-- Task instructions --
Copy the data precisely, character for character, and leave out every picture.

-- Dataset excerpt --
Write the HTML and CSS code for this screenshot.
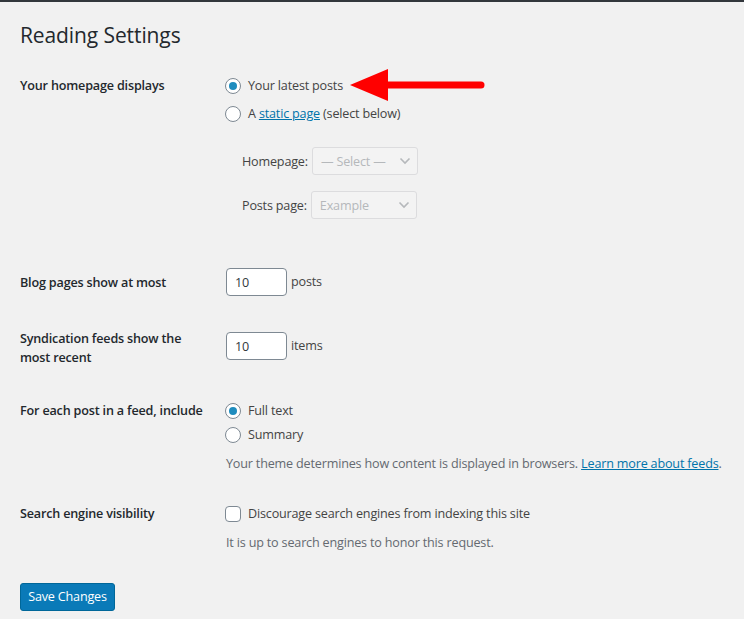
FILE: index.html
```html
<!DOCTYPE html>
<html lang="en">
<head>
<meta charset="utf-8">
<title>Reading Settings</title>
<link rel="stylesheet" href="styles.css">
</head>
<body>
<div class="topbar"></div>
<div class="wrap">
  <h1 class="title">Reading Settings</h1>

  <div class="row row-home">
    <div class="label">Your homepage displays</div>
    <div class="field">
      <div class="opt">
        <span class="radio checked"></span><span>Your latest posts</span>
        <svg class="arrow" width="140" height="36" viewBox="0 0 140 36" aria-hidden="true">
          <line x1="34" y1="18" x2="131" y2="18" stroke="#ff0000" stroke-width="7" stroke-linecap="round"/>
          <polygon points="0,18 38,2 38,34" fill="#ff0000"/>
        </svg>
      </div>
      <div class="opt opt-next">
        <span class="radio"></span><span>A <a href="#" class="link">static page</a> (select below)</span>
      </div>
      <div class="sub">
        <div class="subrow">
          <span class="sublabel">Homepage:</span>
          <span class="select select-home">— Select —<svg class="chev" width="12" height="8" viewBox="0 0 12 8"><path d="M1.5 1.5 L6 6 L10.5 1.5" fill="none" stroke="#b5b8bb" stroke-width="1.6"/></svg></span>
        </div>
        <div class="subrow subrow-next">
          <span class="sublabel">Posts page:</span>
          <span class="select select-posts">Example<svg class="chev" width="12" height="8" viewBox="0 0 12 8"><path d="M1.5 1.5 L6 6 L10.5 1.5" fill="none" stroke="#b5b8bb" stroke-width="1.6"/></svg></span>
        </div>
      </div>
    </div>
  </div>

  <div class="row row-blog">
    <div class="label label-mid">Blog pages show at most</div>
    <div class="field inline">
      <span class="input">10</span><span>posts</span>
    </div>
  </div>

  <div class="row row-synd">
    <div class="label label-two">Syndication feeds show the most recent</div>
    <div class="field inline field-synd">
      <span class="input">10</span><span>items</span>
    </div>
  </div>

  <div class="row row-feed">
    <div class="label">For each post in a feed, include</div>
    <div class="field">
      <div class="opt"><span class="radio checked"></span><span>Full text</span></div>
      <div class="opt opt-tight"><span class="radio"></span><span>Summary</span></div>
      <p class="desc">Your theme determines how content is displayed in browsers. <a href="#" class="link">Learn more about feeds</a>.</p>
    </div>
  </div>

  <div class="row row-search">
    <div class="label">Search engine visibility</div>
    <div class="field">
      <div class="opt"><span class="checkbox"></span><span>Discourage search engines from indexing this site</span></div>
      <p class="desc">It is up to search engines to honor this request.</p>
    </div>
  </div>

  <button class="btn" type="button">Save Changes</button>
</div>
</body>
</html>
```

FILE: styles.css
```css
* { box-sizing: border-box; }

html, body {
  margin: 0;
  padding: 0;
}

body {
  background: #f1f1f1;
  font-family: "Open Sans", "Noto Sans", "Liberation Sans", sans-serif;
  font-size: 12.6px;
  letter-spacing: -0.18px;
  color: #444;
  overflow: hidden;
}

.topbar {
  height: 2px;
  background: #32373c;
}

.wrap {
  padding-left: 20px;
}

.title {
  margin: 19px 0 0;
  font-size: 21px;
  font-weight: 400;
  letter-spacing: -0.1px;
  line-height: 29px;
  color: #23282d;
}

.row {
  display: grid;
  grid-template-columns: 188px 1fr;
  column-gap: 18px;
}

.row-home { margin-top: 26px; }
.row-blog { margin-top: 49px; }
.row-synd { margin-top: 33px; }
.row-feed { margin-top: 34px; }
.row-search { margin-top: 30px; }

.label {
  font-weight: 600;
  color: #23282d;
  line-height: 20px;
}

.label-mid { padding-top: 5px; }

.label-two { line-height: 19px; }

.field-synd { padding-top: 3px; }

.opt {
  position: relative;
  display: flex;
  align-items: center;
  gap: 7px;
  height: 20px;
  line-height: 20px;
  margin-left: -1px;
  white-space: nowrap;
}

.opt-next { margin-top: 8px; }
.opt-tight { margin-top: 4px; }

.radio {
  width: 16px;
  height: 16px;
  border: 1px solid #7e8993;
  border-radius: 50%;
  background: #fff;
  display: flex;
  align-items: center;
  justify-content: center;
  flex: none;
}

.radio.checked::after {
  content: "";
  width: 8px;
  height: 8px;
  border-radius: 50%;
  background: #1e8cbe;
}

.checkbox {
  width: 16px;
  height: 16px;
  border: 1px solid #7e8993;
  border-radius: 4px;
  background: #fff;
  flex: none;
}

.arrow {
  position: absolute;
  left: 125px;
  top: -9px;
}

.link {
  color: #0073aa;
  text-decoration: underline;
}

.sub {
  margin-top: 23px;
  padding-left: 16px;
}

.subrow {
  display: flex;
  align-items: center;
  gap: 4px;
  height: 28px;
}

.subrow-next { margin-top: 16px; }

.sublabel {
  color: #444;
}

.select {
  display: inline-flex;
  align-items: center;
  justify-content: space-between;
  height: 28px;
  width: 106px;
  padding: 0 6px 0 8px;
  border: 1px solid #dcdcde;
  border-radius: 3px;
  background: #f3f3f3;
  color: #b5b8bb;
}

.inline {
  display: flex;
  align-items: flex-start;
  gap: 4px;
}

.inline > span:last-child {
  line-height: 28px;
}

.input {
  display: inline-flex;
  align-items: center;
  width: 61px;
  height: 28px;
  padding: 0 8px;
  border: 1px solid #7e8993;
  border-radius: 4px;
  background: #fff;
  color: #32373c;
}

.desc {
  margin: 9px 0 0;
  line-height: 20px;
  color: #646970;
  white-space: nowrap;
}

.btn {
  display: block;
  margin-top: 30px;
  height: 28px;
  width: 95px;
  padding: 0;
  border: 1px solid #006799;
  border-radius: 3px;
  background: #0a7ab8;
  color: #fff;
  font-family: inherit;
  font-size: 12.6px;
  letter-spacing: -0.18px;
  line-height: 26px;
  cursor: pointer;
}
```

-- Task response --
Write the HTML and CSS code for this screenshot.
FILE: index.html
```html
<!DOCTYPE html>
<html lang="en">
<head>
<meta charset="utf-8">
<title>Reading Settings</title>
<link rel="stylesheet" href="styles.css">
</head>
<body>
<div class="topbar"></div>
<div class="wrap">
  <h1 class="title">Reading Settings</h1>

  <div class="row row-home">
    <div class="label">Your homepage displays</div>
    <div class="field">
      <div class="opt">
        <span class="radio checked"></span><span>Your latest posts</span>
        <svg class="arrow" width="140" height="36" viewBox="0 0 140 36" aria-hidden="true">
          <line x1="34" y1="18" x2="131" y2="18" stroke="#ff0000" stroke-width="7" stroke-linecap="round"/>
          <polygon points="0,18 38,2 38,34" fill="#ff0000"/>
        </svg>
      </div>
      <div class="opt opt-next">
        <span class="radio"></span><span>A <a href="#" class="link">static page</a> (select below)</span>
      </div>
      <div class="sub">
        <div class="subrow">
          <span class="sublabel">Homepage:</span>
          <span class="select select-home">— Select —<svg class="chev" width="12" height="8" viewBox="0 0 12 8"><path d="M1.5 1.5 L6 6 L10.5 1.5" fill="none" stroke="#b5b8bb" stroke-width="1.6"/></svg></span>
        </div>
        <div class="subrow subrow-next">
          <span class="sublabel">Posts page:</span>
          <span class="select select-posts">Example<svg class="chev" width="12" height="8" viewBox="0 0 12 8"><path d="M1.5 1.5 L6 6 L10.5 1.5" fill="none" stroke="#b5b8bb" stroke-width="1.6"/></svg></span>
        </div>
      </div>
    </div>
  </div>

  <div class="row row-blog">
    <div class="label label-mid">Blog pages show at most</div>
    <div class="field inline">
      <span class="input">10</span><span>posts</span>
    </div>
  </div>

  <div class="row row-synd">
    <div class="label label-two">Syndication feeds show the most recent</div>
    <div class="field inline field-synd">
      <span class="input">10</span><span>items</span>
    </div>
  </div>

  <div class="row row-feed">
    <div class="label">For each post in a feed, include</div>
    <div class="field">
      <div class="opt"><span class="radio checked"></span><span>Full text</span></div>
      <div class="opt opt-tight"><span class="radio"></span><span>Summary</span></div>
      <p class="desc">Your theme determines how content is displayed in browsers. <a href="#" class="link">Learn more about feeds</a>.</p>
    </div>
  </div>

  <div class="row row-search">
    <div class="label">Search engine visibility</div>
    <div class="field">
      <div class="opt"><span class="checkbox"></span><span>Discourage search engines from indexing this site</span></div>
      <p class="desc">It is up to search engines to honor this request.</p>
    </div>
  </div>

  <button class="btn" type="button">Save Changes</button>
</div>
</body>
</html>
```

FILE: styles.css
```css
* { box-sizing: border-box; }

html, body {
  margin: 0;
  padding: 0;
}

body {
  background: #f1f1f1;
  font-family: "Open Sans", "Noto Sans", "Liberation Sans", sans-serif;
  font-size: 12.6px;
  letter-spacing: -0.18px;
  color: #444;
  overflow: hidden;
}

.topbar {
  height: 2px;
  background: #32373c;
}

.wrap {
  padding-left: 20px;
}

.title {
  margin: 19px 0 0;
  font-size: 21px;
  font-weight: 400;
  letter-spacing: -0.1px;
  line-height: 29px;
  color: #23282d;
}

.row {
  display: grid;
  grid-template-columns: 188px 1fr;
  column-gap: 18px;
}

.row-home { margin-top: 26px; }
.row-blog { margin-top: 49px; }
.row-synd { margin-top: 33px; }
.row-feed { margin-top: 34px; }
.row-search { margin-top: 30px; }

.label {
  font-weight: 600;
  color: #23282d;
  line-height: 20px;
}

.label-mid { padding-top: 5px; }

.label-two { line-height: 19px; }

.field-synd { padding-top: 3px; }

.opt {
  position: relative;
  display: flex;
  align-items: center;
  gap: 7px;
  height: 20px;
  line-height: 20px;
  margin-left: -1px;
  white-space: nowrap;
}

.opt-next { margin-top: 8px; }
.opt-tight { margin-top: 4px; }

.radio {
  width: 16px;
  height: 16px;
  border: 1px solid #7e8993;
  border-radius: 50%;
  background: #fff;
  display: flex;
  align-items: center;
  justify-content: center;
  flex: none;
}

.radio.checked::after {
  content: "";
  width: 8px;
  height: 8px;
  border-radius: 50%;
  background: #1e8cbe;
}

.checkbox {
  width: 16px;
  height: 16px;
  border: 1px solid #7e8993;
  border-radius: 4px;
  background: #fff;
  flex: none;
}

.arrow {
  position: absolute;
  left: 125px;
  top: -9px;
}

.link {
  color: #0073aa;
  text-decoration: underline;
}

.sub {
  margin-top: 23px;
  padding-left: 16px;
}

.subrow {
  display: flex;
  align-items: center;
  gap: 4px;
  height: 28px;
}

.subrow-next { margin-top: 16px; }

.sublabel {
  color: #444;
}

.select {
  display: inline-flex;
  align-items: center;
  justify-content: space-between;
  height: 28px;
  width: 106px;
  padding: 0 6px 0 8px;
  border: 1px solid #dcdcde;
  border-radius: 3px;
  background: #f3f3f3;
  color: #b5b8bb;
}

.inline {
  display: flex;
  align-items: flex-start;
  gap: 4px;
}

.inline > span:last-child {
  line-height: 28px;
}

.input {
  display: inline-flex;
  align-items: center;
  width: 61px;
  height: 28px;
  padding: 0 8px;
  border: 1px solid #7e8993;
  border-radius: 4px;
  background: #fff;
  color: #32373c;
}

.desc {
  margin: 9px 0 0;
  line-height: 20px;
  color: #646970;
  white-space: nowrap;
}

.btn {
  display: block;
  margin-top: 30px;
  height: 28px;
  width: 95px;
  padding: 0;
  border: 1px solid #006799;
  border-radius: 3px;
  background: #0a7ab8;
  color: #fff;
  font-family: inherit;
  font-size: 12.6px;
  letter-spacing: -0.18px;
  line-height: 26px;
  cursor: pointer;
}
```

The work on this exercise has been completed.